You configure the agent configuration to ignore or monitor by file type.
You still receive incidents if set to ignore, or incidents are not created if set to monitor.
You may not have the file extension monitored or ignored based on what you want.
You may not have applied your agent configuration to an Agent Group. Agent configuration application is an important step that must be done.
These suggestions apply to Application File Access, CD/DVD, Local Drive, and Cloud
Go to System > Agent > Agent Configuration then click on the "Channel Filters" tab.
You use the Filter by File Properties section to create and edit monitoring filters. Using this option lets you optimize performance and reduce false positives by filtering files before detection occurs. Based on the filters you set, the DLP Agent monitors or ignores data based on protocol, destination, file size, file type, or file path. Existing filters are listed in this section. The filters run in the order they appear in the list as determined by the Order column.

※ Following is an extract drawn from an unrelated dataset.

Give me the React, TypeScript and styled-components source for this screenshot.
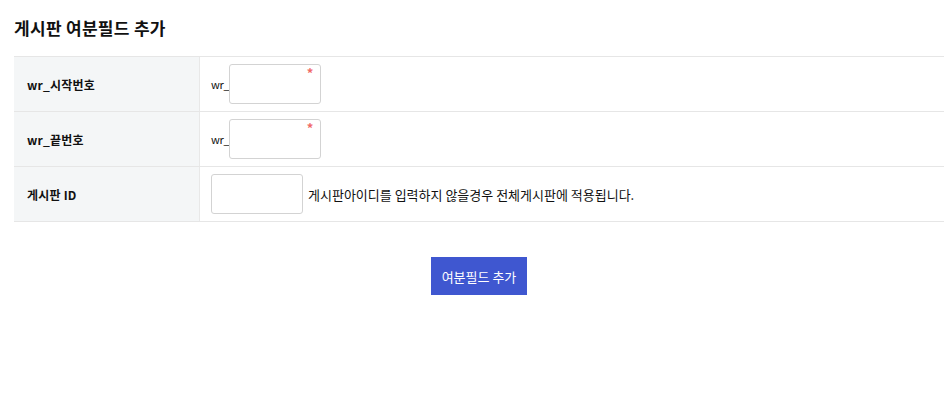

The DLP Agent for Windows can filter specific types of files to monitor based on file signature data, also known as the true file type. File signature data, generally a short sequence of bytes at the beginning of the file, is used to identify or verify the file type. So, you cannot change the extension to prevent DLP from monitoring a file type. For example, if a user changes the .doc file name extension to .jpg, the agent can identify the file based on its signature as a DOC file, and either monitor or ignore it based on the agent configuration filter.
Note: Text files (.txt) do not contain file signature data; consequently, the agent can only monitor or ignore these types of files based on the file extension. True type filtering is not possible for TXT files.
Note: Filtering on the DLP Agent for Mac occurs using the file extension only. True file type filtering is not supported for the DLP Agent for Mac.